Southwest Airlines (LUV) is expected to report revenue of $6.74B and EPS of $0.13. 17 out of the last 18 EPS revisions from analysts have been to the downward side. The quarter will include lapping the painful wave of cancellations from a year ago, which could help some of the metric comparisons shine. Shares of LUV are 7.3% higher on a year-to-date basis and the airline stock trades above its 100-day and 200-day moving averages.
American Airlines (AAL) is forecast to report revenue of $13.1B and EPS of $0.08. 10 out of the last 14 EPS revisions from analysts have been to the upward side. The Seeking Alpha Quant Rating on AAL is flashing Strong Buy and the quant score is the second highest in the entire airline sector. Shares of AAL are up 1.1% on a year-to-date basis.

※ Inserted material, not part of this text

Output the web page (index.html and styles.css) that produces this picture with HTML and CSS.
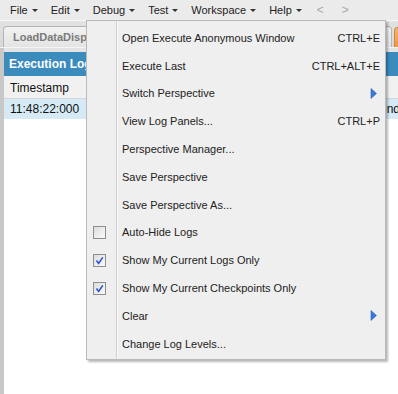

Sector watch: Earlier in the week, airline stocks rallied after a strong earnings report from United Airlines Holdings (UAL) boosted investors confidence that the rest of the earnings season will go off better than feared amid concerns over the high jet fuel prices, the Boeing (BA) Max 9 grounding, and profit pressures with averages fares falling. A key read-through from UAL’s report was that business demand is improving. As for pricing, airline fares in the U.S. were down 9.4% in December compared to a year ago on an unadjusted basis. On a month-to-month comparison, air fares were up 1.0% in December after declining 0.4% in November and 0.9% in October, according to data compiled by the Bureau of Transportation Statistics. Fares could become an ever large focus with the potential Alaska Air Group (ALK)-Hawaiian Holdings (HA) and JetBlue Airways (JBLU)-Spirit Airlines (SAVE) in the hopper.